Food Photography Palate
While the English summer prevails, we thought what better time to talk to Darren Eastwood-Hickson, winner of the Marks & Spencer Food Portraiture category in 2017 for his image ‘Salad Plate’. Described as ‘A metal plate, with a mixture of leaf salad and tomatoes on a paint splattered background. A metal pouring jug and a metal fork.’
Food Stylist: Clover Hutson
Technical: Mamiya 645DF/Leaf Credo 40/80mm Lens
How does it feel to be a Finalist for the Pink Lady® Food Photographer of the Year 2017?
It’s amazing. I've entered the competition every year since its launch and have been shortlisted once before. But now to be a finalist chosen from some of the thousands of incredible images received is very exciting.
Please tell us more about capturing your Finalist image. For example; what was happening around you, what inspired the shot, what time of day, challenges you had in capturing it.
I'd recently moved into an incredible old house with beautiful big windows that produced lovely soft light throughout the day. I wanted to experiment with the light in a more natural setting rather than the light in a studio. We had been shooting some promotion shots and created this with ingredients that had been left over from earlier in the day. It was my "one last shot" moment before we lost the light completely. This was the result.
What was it about the image that you feel fitted the category so well?
It felt like a portrait in the true sense of the word. It felt composed, considered but still very natural with a great depth of colour. I loved that it was so very different and vibrant.
What would you say attracts you most to the photography of food?
The whole process has always really appealed to me, planning the dish or recipe, sourcing the backgrounds and props. When you find a special item, perhaps a fork or a plate, it can really make an image come to life. I also love the variety food photography offers you, there is always something different to shoot and new ways to present dishes.

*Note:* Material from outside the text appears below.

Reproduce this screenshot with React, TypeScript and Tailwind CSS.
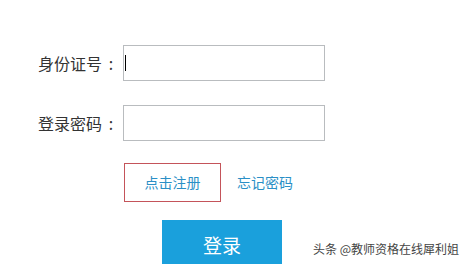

What are your thoughts on the cultural impacts of new smartphone apps on the photography sector? Positive, negative, no impact? Why?
It's made everyone a photographer, people are always taking pictures of what they are eating no matter where they are or what it is. I think some of the effects you can achieve are really interesting but I prefer my work to have a more natural feel.
Which photographers, if any, have most influenced your work?
Photographers that have influenced me, Don McCullin, Bob Carlos Clarke and David Loftus.
Please tell us a little about where you live and if, at all, how it influences your photography.
I live in Wakefield in West Yorkshire, which forms part of the rhubarb triangle. I grew up in Manchester and have worked there my entire career, it’s a great hub of creativity in the North of England and food has been central to the development of the city.
Darren, it would be great to hear about any of your latest work or projects that you would like our audience to hear about?
I’ve had lots going on with some major brands, and I’ve noticed a higher demand for more social photography as brands get more and more competitive on social platforms. Recent projects include the likes of Instragram photography for Aldi and Photography from Lakeland’s social media channels. We had a head-start on Christmas with Coop Christmas, which produced some really nice, festive images. We’re recently won some really big clients as well – one of them being Häagen-Dazs ice cream which I feel came as a direct result of the Pink Lady® Food Photographer of the Year award.